#### Task objective:
Find the lines holding the word "size" and collect them.

#### Given data:
________________________
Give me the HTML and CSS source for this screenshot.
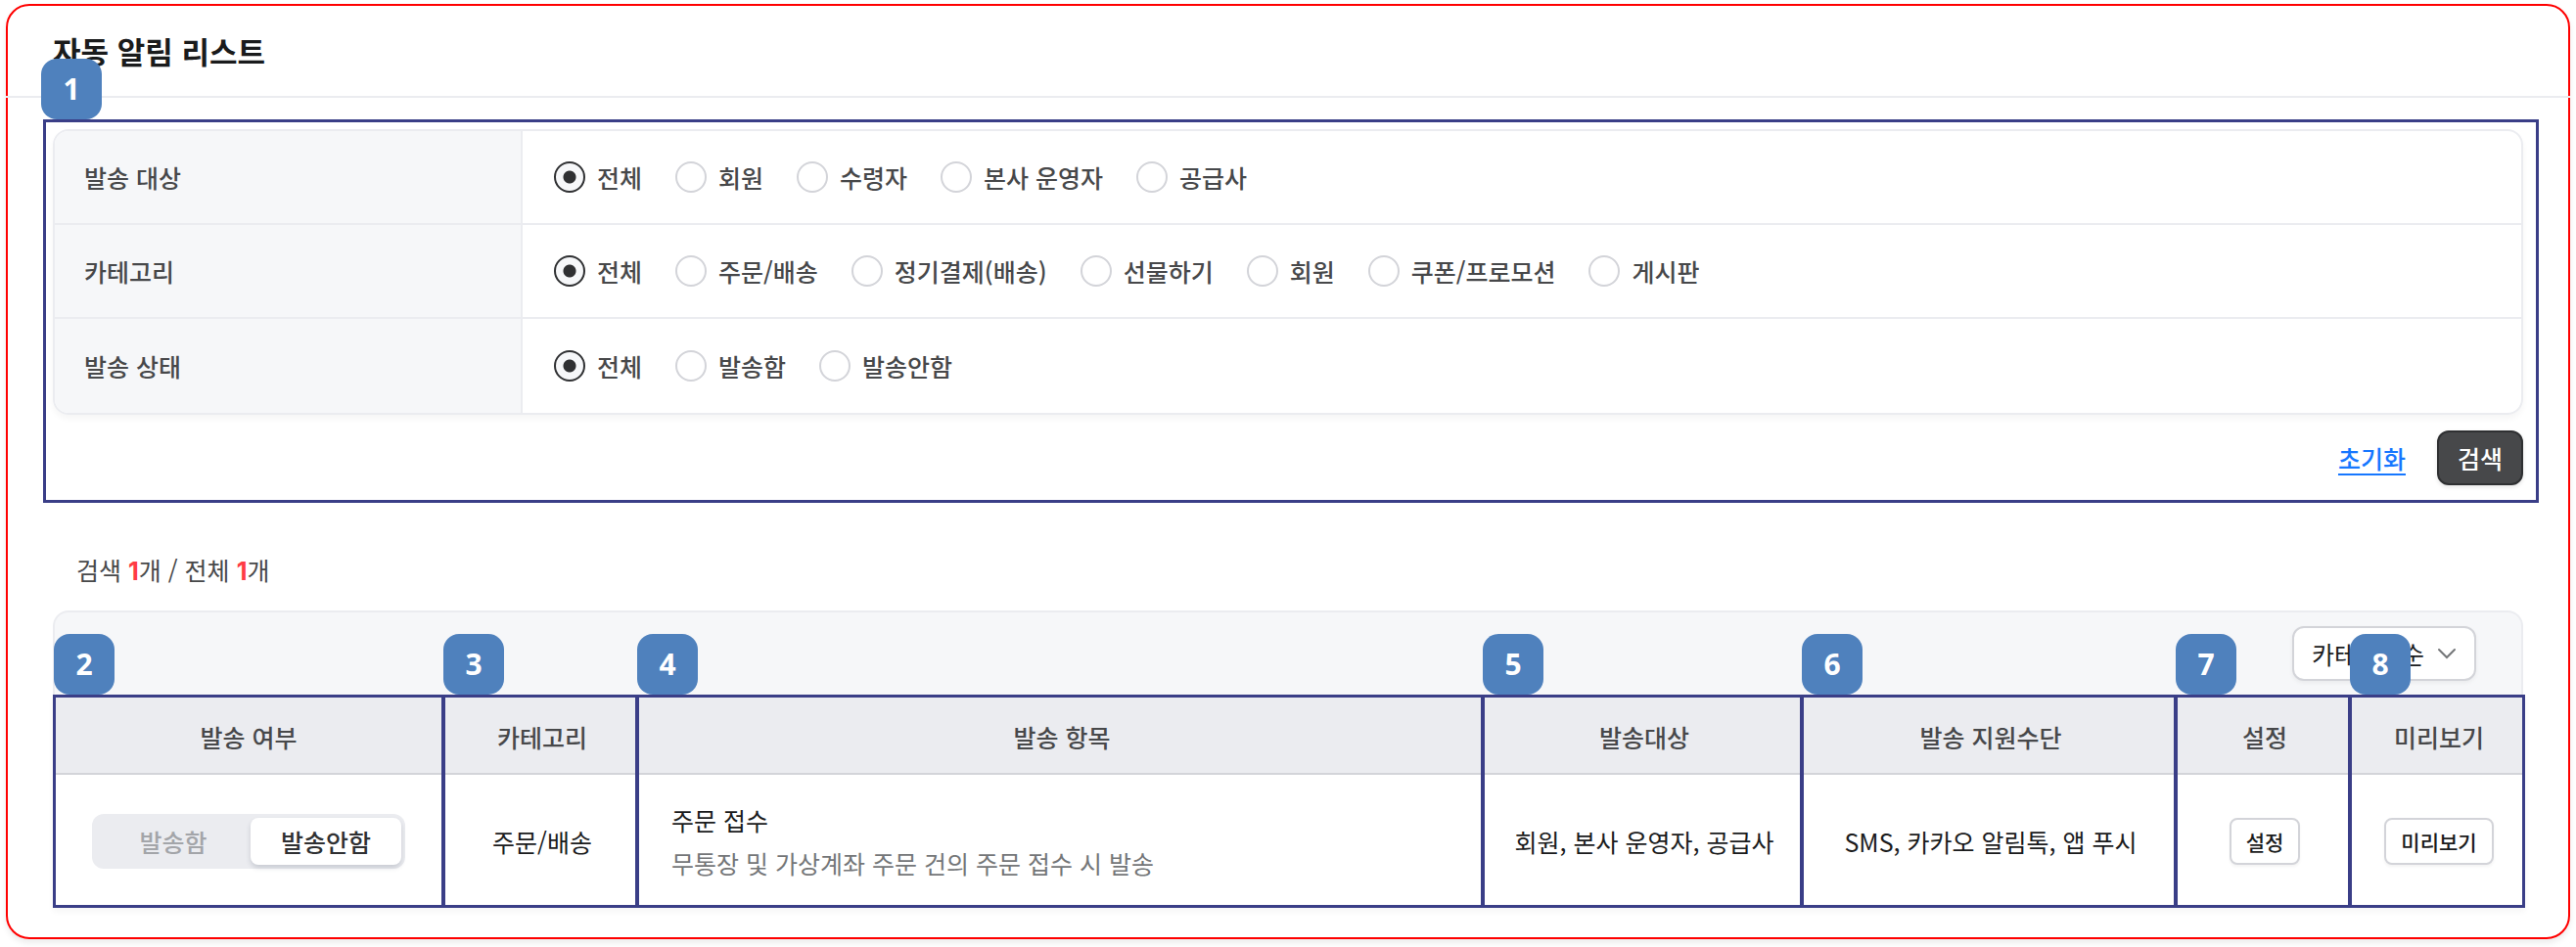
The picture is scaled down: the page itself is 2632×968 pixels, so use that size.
FILE: index.html
```
<!DOCTYPE html>
<html lang="ko">

<head>
  <meta charset="UTF-8">
  <meta name="viewport" content="width=device-width, initial-scale=1.0">
  <title>자동 알림 리스트</title>

  <link rel="stylesheet" href="styles.css">
</head>

<body>
  <main class="card">
    <header class="card-header">
      <h1>자동 알림 리스트</h1>
    </header>

    <!-- 검색 조건 -->
    <form class="search-box">
      <span class="badge">1</span>
      <table class="filter">
        <tr>
          <th scope="row">발송 대상</th>
          <td>
            <div class="radios">
              <label><input type="radio" name="target" checked>전체</label>
              <label><input type="radio" name="target">회원</label>
              <label><input type="radio" name="target">수령자</label>
              <label><input type="radio" name="target">본사 운영자</label>
              <label><input type="radio" name="target">공급사</label>
            </div>
          </td>
        </tr>
        <tr>
          <th scope="row">카테고리</th>
          <td>
            <div class="radios">
              <label><input type="radio" name="category" checked>전체</label>
              <label><input type="radio" name="category">주문/배송</label>
              <label><input type="radio" name="category">정기결제(배송)</label>
              <label><input type="radio" name="category">선물하기</label>
              <label><input type="radio" name="category">회원</label>
              <label><input type="radio" name="category">쿠폰/프로모션</label>
              <label><input type="radio" name="category">게시판</label>
            </div>
          </td>
        </tr>
        <tr>
          <th scope="row">발송 상태</th>
          <td>
            <div class="radios">
              <label><input type="radio" name="status" checked>전체</label>
              <label><input type="radio" name="status">발송함</label>
              <label><input type="radio" name="status">발송안함</label>
            </div>
          </td>
        </tr>
      </table>
      <div class="search-actions">
        <a class="reset" href="#">초기화</a>
        <button class="btn-search" type="button">검색</button>
      </div>
    </form>

    <!-- 검색 결과 -->
    <section class="result">
      <p class="count">검색 <b>1</b>개 / 전체 <b>1</b>개</p>
      <div class="toolbar">
        <div class="sort">
          <select aria-label="정렬">
            <option>카테고리순</option>
          </select>
          <svg class="chevron" viewBox="0 0 20 12" aria-hidden="true">
            <path d="M2 2l8 8 8-8" />
          </svg>
        </div>
      </div>
      <table class="list">
        <colgroup>
          <col class="col-use">
          <col class="col-category">
          <col>
          <col class="col-target">
          <col class="col-method">
          <col class="col-btn">
          <col class="col-btn">
        </colgroup>
        <thead>
          <tr>
            <th><span class="badge">2</span>발송 여부</th>
            <th><span class="badge">3</span>카테고리</th>
            <th><span class="badge">4</span>발송 항목</th>
            <th><span class="badge">5</span>발송대상</th>
            <th><span class="badge">6</span>발송 지원수단</th>
            <th><span class="badge">7</span>설정</th>
            <th><span class="badge">8</span>미리보기</th>
          </tr>
        </thead>
        <tbody>
          <tr>
            <td>
              <div class="toggle">
                <button type="button">발송함</button>
                <button class="on" type="button">발송안함</button>
              </div>
            </td>
            <td>주문/배송</td>
            <td class="item">
              <p>주문 접수</p>
              <p class="desc">무통장 및 가상계좌 주문 건의 주문 접수 시 발송</p>
            </td>
            <td>회원, 본사 운영자, 공급사</td>
            <td>SMS, 카카오 알림톡, 앱 푸시</td>
            <td><button class="btn-small" type="button">설정</button></td>
            <td><button class="btn-small" type="button">미리보기</button></td>
          </tr>
        </tbody>
      </table>
    </section>
  </main>
</body>

</html>
```
FILE: styles.css
```
* {
  margin: 0;
  padding: 0;
  box-sizing: border-box;
}

body {
  padding: 4px 6px 8px;
  background-color: #fff;
  color: #47484a;
  font-family: "Noto Sans CJK KR", sans-serif;
  font-size: 25px;
  line-height: 44px;
}

button,
select {
  font: inherit;
  cursor: pointer;
}

table {
  width: 100%;
  border-spacing: 0;
}

.card {
  padding-bottom: 30px;
  border: 2px solid #f00;
  border-radius: 24px;
  box-shadow: 0 4px 6px rgba(0, 0, 0, 0.08);
}

.card-header {
  height: 94px;
  margin: 0 -2px 22px;
  padding: 0 48px;
  display: flex;
  align-items: center;
  border-bottom: 2px solid #ebecf0;
}

h1 {
  font-size: 31px;
  font-weight: 700;
  color: #1a1b1c;
}

.badge {
  width: 62px;
  height: 62px;
  position: absolute;
  left: -2px;
  bottom: calc(100% + 3px);
  border-radius: 16px;
  background-color: #4f81bd;
  color: #fff;
  font-family: "Noto Sans", sans-serif;
  font-size: 30px;
  font-weight: 700;
  line-height: 62px;
  text-align: center;
  z-index: 1;
}

.search-box {
  position: relative;
  margin: 0 30px 0 36px;
  padding: 7px 13px 15px 7px;
  border: 3px solid #3a3e87;
}

.search-box > .badge {
  left: -5px;
}

.filter {
  border: 2px solid #ebecf0;
  border-radius: 16px;
  overflow: hidden;
  box-shadow: 0 4px 6px rgba(0, 0, 0, 0.04);
}

.filter th,
.filter td {
  height: 96px;
  border-bottom: 2px solid #ebecf0;
}

.filter tr:last-child th,
.filter tr:last-child td {
  border-bottom: 0;
}

.filter th {
  width: 478px;
  padding-left: 30px;
  background-color: #f6f7f9;
  border-right: 2px solid #ebecf0;
  font-weight: 500;
  text-align: left;
}

.filter td {
  padding-left: 32px;
}

.radios {
  display: flex;
  gap: 34px;
}

.radios label {
  display: flex;
  align-items: center;
  gap: 12px;
  font-weight: 500;
  cursor: pointer;
}

.radios input {
  appearance: none;
  width: 32px;
  height: 32px;
  border: 2px solid #d3d4d9;
  border-radius: 50%;
  background-color: #fff;
}

.radios input:checked {
  border-color: #2f3032;
  background: radial-gradient(circle, #2f3032 6px, #f6f7f9 7px);
}

.search-actions {
  margin-top: 16px;
  display: flex;
  justify-content: flex-end;
  align-items: center;
  gap: 32px;
}

.reset {
  color: #1677ff;
  font-weight: 500;
  text-underline-offset: 5px;
  text-decoration-thickness: 2px;
}

.btn-search {
  width: 88px;
  height: 56px;
  border: 2px solid #2f3032;
  border-radius: 12px;
  background-color: #47484a;
  color: #fff;
  font-weight: 500;
  box-shadow: 0 2px 4px rgba(0, 0, 0, 0.1);
}

.result {
  margin: 0 44px 0 46px;
}

.count {
  height: 110px;
  padding: 46px 0 0 24px;
}

.count b {
  color: #ff3b44;
  font-family: Inter, sans-serif;
}

.toolbar {
  margin-right: 2px;
  padding: 14px 46px 14px 0;
  display: flex;
  justify-content: flex-end;
  border: 2px solid #ebecf0;
  border-bottom: 0;
  border-radius: 16px 16px 0 0;
  background-color: #f6f7f9;
}

.sort {
  position: relative;
}

.sort select {
  appearance: none;
  display: block;
  width: 188px;
  height: 56px;
  padding-left: 18px;
  border: 2px solid #d3d4d9;
  border-radius: 12px;
  background-color: #fff;
  color: #1a1b1c;
  box-shadow: 0 2px 4px rgba(0, 0, 0, 0.05);
}

.chevron {
  width: 20px;
  height: 12px;
  position: absolute;
  top: 22px;
  right: 20px;
  fill: none;
  stroke: #747678;
  stroke-width: 2;
  stroke-linecap: round;
  pointer-events: none;
}

.list {
  table-layout: fixed;
  border: 3px solid #3a3e87;
  color: #1a1b1c;
  text-align: center;
  box-shadow: 0 4px 6px rgba(0, 0, 0, 0.04);
}

.col-use {
  width: 394px;
}

.col-category {
  width: 198px;
}

.col-target {
  width: 326px;
}

.col-method {
  width: 382px;
}

.col-btn {
  width: 178px;
}

.list th + th,
.list td + td {
  padding-left: 4px;
  border-left: 4px solid #3a3e87;
}

.list th {
  height: 79px;
  position: relative;
  background-color: #ebecf0;
  box-shadow: inset 0 -2px #d3d4d9;
  color: #47484a;
  font-weight: 500;
}

.list td {
  height: 133px;
  padding-top: 3px;
}

.list .item {
  padding-left: 33px;
  text-align: left;
}

.desc {
  color: #747678;
}

.toggle {
  width: 320px;
  height: 56px;
  margin: 0 auto;
  padding: 4px;
  display: flex;
  border-radius: 12px;
  background-color: #ebecf0;
}

.toggle button {
  flex: 1;
  border: 0;
  border-radius: 8px;
  background: none;
  color: #a3a5a9;
  font-weight: 500;
}

.toggle .on {
  flex: 0 0 154px;
  background-color: #fff;
  color: #2f3032;
  box-shadow: 0 3px 5px rgba(60, 70, 90, 0.2);
}

.btn-small {
  height: 48px;
  padding: 0 15px;
  border: 2px solid #d3d4d9;
  border-radius: 8px;
  background-color: #fff;
  color: #1a1b1c;
  font-size: 21px;
  font-weight: 500;
  box-shadow: 0 2px 3px rgba(0, 0, 0, 0.05);
}
```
________________________
#### The completed task:
The picture is scaled down: the page itself is 2632×968 pixels, so use that size.
  font-size: 25px;
  font-size: 31px;
  font-size: 30px;
  font-size: 21px;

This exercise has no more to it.